Texto I
VANITAS
Cego, em febre a cabeça, a mão nervosa e fria,
Trabalha. A alma lhe sai da pena, alucinada,
E enche-lhe, a palpitar, a estrofe iluminada
De gritos de triunfo e gritos de agonia.
Prende a ideia fugaz; doma a rima bravia;
Trabalha..E a obra, por fim, resplandece acabada:
“Mundo, que as minhas mãos arrancaram do nada!”
“Filha do meu trabalho! ergue-te à luz do dia!”
“Cheia de minha febre e da minha alma cheia”
“Arranquei-te da vida ao àdito profundo,”
“Arranquei-te do amor à mina ampla e secreta!”
“Posso agora morrer, porque vives!” E o Poeta
Pensa que vai cair, exausto, ao pé do mundo,
E cai – vaidade humana !– ao pé de um grão de areia...
(BILAC, Olavo – iLiteratura Comentada. São Paulo:Abril Educação, 1980, p. 32)
Texto II
TORTURA ETERNA
Impotência cruel, ó vã tortura!
Ó Força inútil, ansiedade humana!
Ó círculos dantescos da loucura!
Ó luta, ó luta secular, insana!
Que tu não possas, Alma soberana,
Perpetuamente refulgir na Altura,
Na Aleluia da Luz, na clara Hosana
Do Sol, cantar, imortalmente pura.
Que tu não possas, Sentimento ardente,
Viver, vibrar nos brilhos do ar fremente,
Por entre as chamas, os clarões supernos.
Ó Sons intraduzíveis, Formas, Cores!...
Ah! que eu não possa eternizar as dores
Nos bronzes e nos mármores eternos!
(SOUSA, Cruz e – in Poesias Completas de Cruz e Sousa Rio de Janeiro: Ediouro, s/d, página 33)
Avalie as afirmações seguintes sobre os textos dados.
I – Embora difiram quanto à maneira de expressar o conteúdo temático, os autores dos textos os aproximam através de recursos que demonstram grande preocupação formal, visível sobretudo no emprego do soneto, com métrica e rimas bem elaboradas, além de cuidadosa seleção vocabular.
II – Ambos os textos são metalinguísticos e têm como centro temático o fazer poético.
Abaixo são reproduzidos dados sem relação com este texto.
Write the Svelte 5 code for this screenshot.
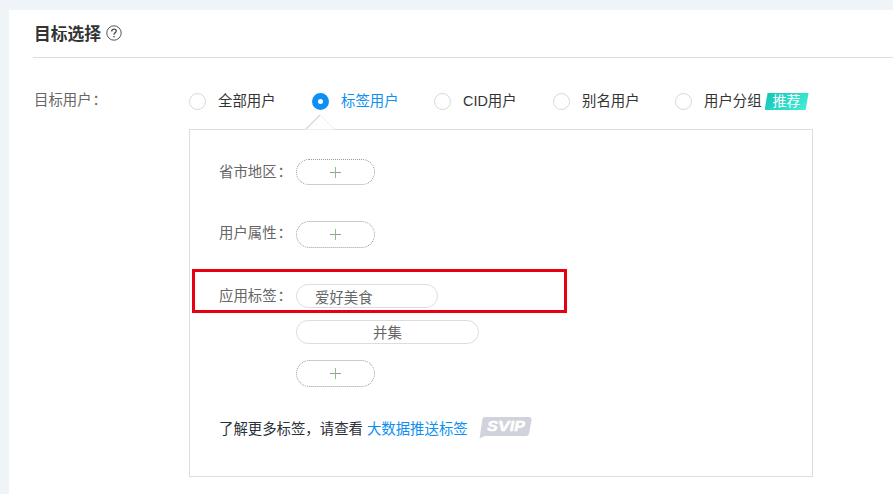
<script>
  const options = ['全部用户', '标签用户', 'CID用户', '别名用户', '用户分组'];
  let selected = $state(1);
</script>

{#snippet plus()}
  <button class="add" aria-label="添加">
    <svg width="13" height="13" viewBox="0 0 13 13"><path d="M1 6.5H12" stroke="#9a9a9a" /><path d="M6.5 1V12" stroke="#8fbc8b" /></svg>
  </button>
{/snippet}

<main>
  <section class="card">
    <header>
      <h1>目标选择</h1>
      <svg class="help" width="16" height="16" viewBox="0 0 16 16" fill="none" stroke="#555">
        <circle cx="8" cy="8" r="7.2" />
        <path d="M5.7 6.4C5.7 3.3 10.4 3.5 10.2 6.2C10.1 7.6 8 7.8 8 9.7" stroke-width="1.4" />
        <path d="M8 10.9V12.3" stroke-width="1.5" />
      </svg>
    </header>
    <div class="form">
      <div class="label">目标用户<span class="colon">：</span></div>
      <div class="content">
        <div class="options">
          {#each options as name, i}
            <button class="option" class:active={selected === i} onclick={() => (selected = i)}>
              <i class="radio"></i><span class="caption">{name}</span>
              {#if i === 4}<b class="badge"><span>推荐</span></b>{/if}
            </button>
          {/each}
        </div>
        <div class="panel">
          <svg class="arrow" width="30" height="16" viewBox="0 0 30 16">
            <path d="M1 15L15 1L29 15V15.5H1Z" fill="#fff" />
            <path d="M1 15L15 1" stroke="#dcdce4" stroke-width="1.7" />
            <path d="M15 1L29 15" stroke="#e5e5eb" stroke-width=".8" />
          </svg>
          <div class="row first"><span class="name">省市地区<span class="colon">：</span></span>{@render plus()}</div>
          <div class="row second"><span class="name">用户属性<span class="colon">：</span></span>{@render plus()}</div>
          <div class="row tags">
            <span class="name">应用标签<span class="colon">：</span></span>
            <div class="stack">
              <div class="pill tag">爱好美食</div>
              <div class="pill union">并集</div>
              {@render plus()}
            </div>
            <div class="highlight"></div>
          </div>
          <div class="more">
            <span>了解更多标签，请查看</span><a href="#tags">大数据推送标签</a>
            <svg class="svip" width="53" height="23" viewBox="0 0 53 23">
              <path d="M6 1H50Q53 1 52.5 4L50.2 17Q49.8 20 47 20H6L.5 22.5L3.3 4Q3.8 1 6 1Z" fill="#d0d3dc" />
              <text x="8" y="15.3" textLength="38" lengthAdjust="spacingAndGlyphs">SVIP</text>
            </svg>
          </div>
        </div>
      </div>
    </div>
  </section>
</main>

<style>
  :global(body) { background: #eff4f8; overflow: hidden; }
  main {
    box-sizing: border-box; height: 494px; padding: 10px 0 0 9px;
    font: 14.4px/20px "Noto Sans CJK SC", sans-serif; color: #333;
  }
  .card { box-sizing: border-box; height: 484px; padding-left: 24px; background: #fff; }
  header {
    box-sizing: border-box; height: 48px; display: flex; align-items: center;
    gap: 5px; border-bottom: 1px solid #dcdde2;
  }
  h1 { margin: 0 0 2px 1px; font-size: 16.8px; line-height: 22px; font-weight: 700; }
  .help { margin-top: -1px; }
  .form { display: flex; padding-top: 32px; }
  .label { width: 155px; padding-left: 1px; margin-top: -1px; color: #666; }
  .colon { display: inline-block; margin-left: 1px; }
  .content { width: 624px; }
  button { font: inherit; color: inherit; background: none; border: 0; padding: 0; cursor: pointer; }
  .options { height: 39px; display: grid; grid-template-columns: 123px 122px 119px 122px auto; align-items: start; }
  .option { height: 23px; display: flex; align-items: center; white-space: nowrap; font-family: "Liberation Sans", "Noto Sans CJK SC", sans-serif; }
  .caption { margin-bottom: 1px; }
  .radio { box-sizing: border-box; width: 17px; height: 17px; margin-right: 12px; border: 1px solid #d8d8d8; border-radius: 50%; }
  .active { color: #0e8ff0; }
  .active .radio { border: 6px solid #0e90f2; }
  .badge {
    width: 44px; height: 17px; margin-left: 3px; display: flex; justify-content: center; align-items: center;
    clip-path: polygon(3px 0, 100% 0, 41px 100%, 0 100%);
    background: linear-gradient(135deg, #10c5b5, #43efda); color: #fff; font-weight: 400;
  }
  .badge span { margin-bottom: 1px; font-size: 14px; line-height: 17px; }
  .panel { position: relative; box-sizing: border-box; width: 624px; height: 348px; padding: 29px 0 0 29px; border: 1px solid #dcdce4; }
  .arrow { position: absolute; left: 115px; top: -16px; }
  .row { position: relative; display: flex; align-items: flex-start; height: 62px; color: #666; }
  .name { width: 77px; margin-top: 2px; white-space: nowrap; }
  .second { height: 63px; }
  .second .name, .tags .name { margin-top: 1px; }
  .add { box-sizing: border-box; width: 79px; height: 27px; display: flex; align-items: center; justify-content: center; border: 1px dotted #999; border-radius: 14px; }
  .first .add { height: 26px; }
  .tags { height: 132px; }
  .stack { display: flex; flex-direction: column; }
  .pill { box-sizing: border-box; height: 24px; border: 1px solid #dcdce4; border-radius: 12px; line-height: 23px; }
  .tag { width: 142px; padding-left: 18px; margin-bottom: 12px; }
  .union { width: 183px; text-align: center; margin-bottom: 16px; line-height: 22px; }
  .highlight { position: absolute; left: -27px; top: -15px; box-sizing: border-box; width: 375px; height: 44px; border: 3px solid #e60012; }
  .more { display: flex; align-items: flex-start; color: #29303a; }
  .more > span, .more a { margin-top: 2px; }
  .more a { margin-left: 4px; color: #0e8ff0; text-decoration: none; }
  .svip { margin-left: 11px; }
  .svip text { font: italic 600 13px "Inter", sans-serif; fill: #fff; stroke: #fff; stroke-width: .5; }
</style>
No caso do texto I, esse ofício representa a falsa possibilidade de imortalização e um impulso da vaidade. No texto II, a impossibilidade de traduzir o mundo sensível por meio de palavras.
III – No texto I, manifestam-se duas entidades poéticas: o “narrador”, que observa o envaidecido “Poeta” (cujas falas são encerradas por aspas); no texto II, há apenas uma: o eu-lírico de um poeta que se coloca vítima da “tortura eterna”, ou seja, da impossibilidade de encontrar palavras capazes de expressar o que sente.
IV- As vozes poéticas dos textos experimentam um sentimento de frustração: a do texto I, por se mostrar incapaz, em decorrência da vaidade, de atingir a absoluta perfeição formal por ela buscada; a do texto II, por não poder – conscientemente – escolher as palavras adequadas à expressão do pensamento.
V- De modo geral, o Parnasianismo (de que Olavo Bilac é representante) obriga o poeta à postura objetiva e racional, com absoluta contenção lírica. No texto I, porém, predomina uma intensa subjetividade, a mesma que se observa no texto II (que é exemplo da poesia simbolista).